Reproduce the listing below character for character; drop every image.
┄┄┄┄┄┄
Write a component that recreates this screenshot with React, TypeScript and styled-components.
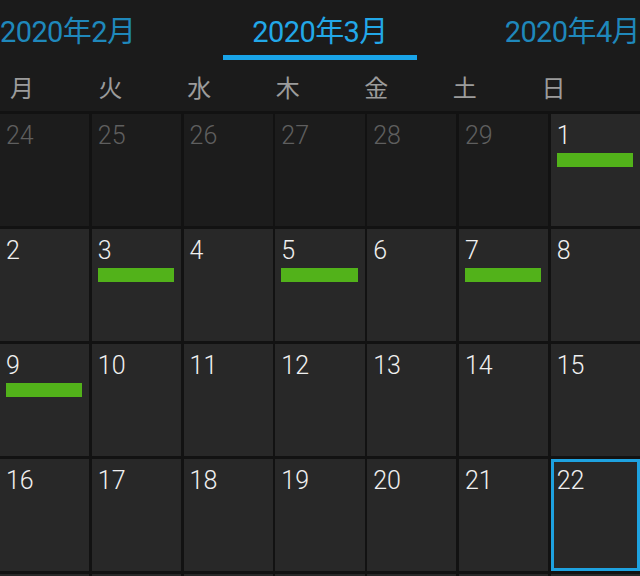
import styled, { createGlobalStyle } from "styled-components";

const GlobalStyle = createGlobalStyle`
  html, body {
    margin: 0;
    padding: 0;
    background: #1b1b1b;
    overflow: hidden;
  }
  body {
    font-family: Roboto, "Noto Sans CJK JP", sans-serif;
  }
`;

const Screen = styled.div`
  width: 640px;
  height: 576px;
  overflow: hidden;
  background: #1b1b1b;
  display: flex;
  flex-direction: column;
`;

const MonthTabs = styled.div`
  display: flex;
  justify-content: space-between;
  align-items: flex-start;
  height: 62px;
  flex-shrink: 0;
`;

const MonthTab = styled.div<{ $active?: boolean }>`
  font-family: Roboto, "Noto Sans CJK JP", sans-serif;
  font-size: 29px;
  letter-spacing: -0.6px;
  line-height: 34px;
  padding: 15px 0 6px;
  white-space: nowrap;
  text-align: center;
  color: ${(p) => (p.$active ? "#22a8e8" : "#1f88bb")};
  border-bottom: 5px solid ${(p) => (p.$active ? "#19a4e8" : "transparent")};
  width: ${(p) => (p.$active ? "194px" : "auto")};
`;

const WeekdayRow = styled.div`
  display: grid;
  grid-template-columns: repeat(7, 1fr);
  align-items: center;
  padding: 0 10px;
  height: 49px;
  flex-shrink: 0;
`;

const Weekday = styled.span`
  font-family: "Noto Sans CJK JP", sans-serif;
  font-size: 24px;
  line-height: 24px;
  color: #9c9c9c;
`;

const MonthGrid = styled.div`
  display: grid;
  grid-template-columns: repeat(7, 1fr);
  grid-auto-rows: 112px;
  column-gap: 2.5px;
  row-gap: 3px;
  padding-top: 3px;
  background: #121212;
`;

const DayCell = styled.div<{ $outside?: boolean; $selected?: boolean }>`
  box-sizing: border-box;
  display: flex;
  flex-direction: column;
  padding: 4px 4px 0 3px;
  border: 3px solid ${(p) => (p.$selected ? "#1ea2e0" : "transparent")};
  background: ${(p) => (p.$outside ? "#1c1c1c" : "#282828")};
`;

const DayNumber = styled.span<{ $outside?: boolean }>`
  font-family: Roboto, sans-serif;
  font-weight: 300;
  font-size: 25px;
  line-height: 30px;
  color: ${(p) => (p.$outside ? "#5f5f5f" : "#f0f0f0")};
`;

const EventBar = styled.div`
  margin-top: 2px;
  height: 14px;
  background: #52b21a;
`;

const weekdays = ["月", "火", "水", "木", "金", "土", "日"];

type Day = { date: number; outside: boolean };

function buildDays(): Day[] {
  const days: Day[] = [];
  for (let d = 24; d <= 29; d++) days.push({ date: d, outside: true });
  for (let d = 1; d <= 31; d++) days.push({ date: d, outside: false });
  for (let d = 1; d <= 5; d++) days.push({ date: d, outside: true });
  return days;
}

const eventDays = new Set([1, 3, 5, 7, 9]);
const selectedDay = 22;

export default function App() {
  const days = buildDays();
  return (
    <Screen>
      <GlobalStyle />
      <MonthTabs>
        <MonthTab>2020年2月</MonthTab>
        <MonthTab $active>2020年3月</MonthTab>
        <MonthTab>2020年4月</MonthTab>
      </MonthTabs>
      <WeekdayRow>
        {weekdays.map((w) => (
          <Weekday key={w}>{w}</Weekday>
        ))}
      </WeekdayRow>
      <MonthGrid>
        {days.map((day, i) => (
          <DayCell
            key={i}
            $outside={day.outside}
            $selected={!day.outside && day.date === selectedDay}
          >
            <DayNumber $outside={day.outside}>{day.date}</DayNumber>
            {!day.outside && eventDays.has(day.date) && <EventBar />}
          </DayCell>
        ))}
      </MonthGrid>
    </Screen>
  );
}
┄┄┄┄┄┄
■ RESULT:
Write a component that recreates this screenshot with React, TypeScript and styled-components.
import styled, { createGlobalStyle } from "styled-components";

const GlobalStyle = createGlobalStyle`
  html, body {
    margin: 0;
    padding: 0;
    background: #1b1b1b;
    overflow: hidden;
  }
  body {
    font-family: Roboto, "Noto Sans CJK JP", sans-serif;
  }
`;

const Screen = styled.div`
  width: 640px;
  height: 576px;
  overflow: hidden;
  background: #1b1b1b;
  display: flex;
  flex-direction: column;
`;

const MonthTabs = styled.div`
  display: flex;
  justify-content: space-between;
  align-items: flex-start;
  height: 62px;
  flex-shrink: 0;
`;

const MonthTab = styled.div<{ $active?: boolean }>`
  font-family: Roboto, "Noto Sans CJK JP", sans-serif;
  font-size: 29px;
  letter-spacing: -0.6px;
  line-height: 34px;
  padding: 15px 0 6px;
  white-space: nowrap;
  text-align: center;
  color: ${(p) => (p.$active ? "#22a8e8" : "#1f88bb")};
  border-bottom: 5px solid ${(p) => (p.$active ? "#19a4e8" : "transparent")};
  width: ${(p) => (p.$active ? "194px" : "auto")};
`;

const WeekdayRow = styled.div`
  display: grid;
  grid-template-columns: repeat(7, 1fr);
  align-items: center;
  padding: 0 10px;
  height: 49px;
  flex-shrink: 0;
`;

const Weekday = styled.span`
  font-family: "Noto Sans CJK JP", sans-serif;
  font-size: 24px;
  line-height: 24px;
  color: #9c9c9c;
`;

const MonthGrid = styled.div`
  display: grid;
  grid-template-columns: repeat(7, 1fr);
  grid-auto-rows: 112px;
  column-gap: 2.5px;
  row-gap: 3px;
  padding-top: 3px;
  background: #121212;
`;

const DayCell = styled.div<{ $outside?: boolean; $selected?: boolean }>`
  box-sizing: border-box;
  display: flex;
  flex-direction: column;
  padding: 4px 4px 0 3px;
  border: 3px solid ${(p) => (p.$selected ? "#1ea2e0" : "transparent")};
  background: ${(p) => (p.$outside ? "#1c1c1c" : "#282828")};
`;

const DayNumber = styled.span<{ $outside?: boolean }>`
  font-family: Roboto, sans-serif;
  font-weight: 300;
  font-size: 25px;
  line-height: 30px;
  color: ${(p) => (p.$outside ? "#5f5f5f" : "#f0f0f0")};
`;

const EventBar = styled.div`
  margin-top: 2px;
  height: 14px;
  background: #52b21a;
`;

const weekdays = ["月", "火", "水", "木", "金", "土", "日"];

type Day = { date: number; outside: boolean };

function buildDays(): Day[] {
  const days: Day[] = [];
  for (let d = 24; d <= 29; d++) days.push({ date: d, outside: true });
  for (let d = 1; d <= 31; d++) days.push({ date: d, outside: false });
  for (let d = 1; d <= 5; d++) days.push({ date: d, outside: true });
  return days;
}

const eventDays = new Set([1, 3, 5, 7, 9]);
const selectedDay = 22;

export default function App() {
  const days = buildDays();
  return (
    <Screen>
      <GlobalStyle />
      <MonthTabs>
        <MonthTab>2020年2月</MonthTab>
        <MonthTab $active>2020年3月</MonthTab>
        <MonthTab>2020年4月</MonthTab>
      </MonthTabs>
      <WeekdayRow>
        {weekdays.map((w) => (
          <Weekday key={w}>{w}</Weekday>
        ))}
      </WeekdayRow>
      <MonthGrid>
        {days.map((day, i) => (
          <DayCell
            key={i}
            $outside={day.outside}
            $selected={!day.outside && day.date === selectedDay}
          >
            <DayNumber $outside={day.outside}>{day.date}</DayNumber>
            {!day.outside && eventDays.has(day.date) && <EventBar />}
          </DayCell>
        ))}
      </MonthGrid>
    </Screen>
  );
}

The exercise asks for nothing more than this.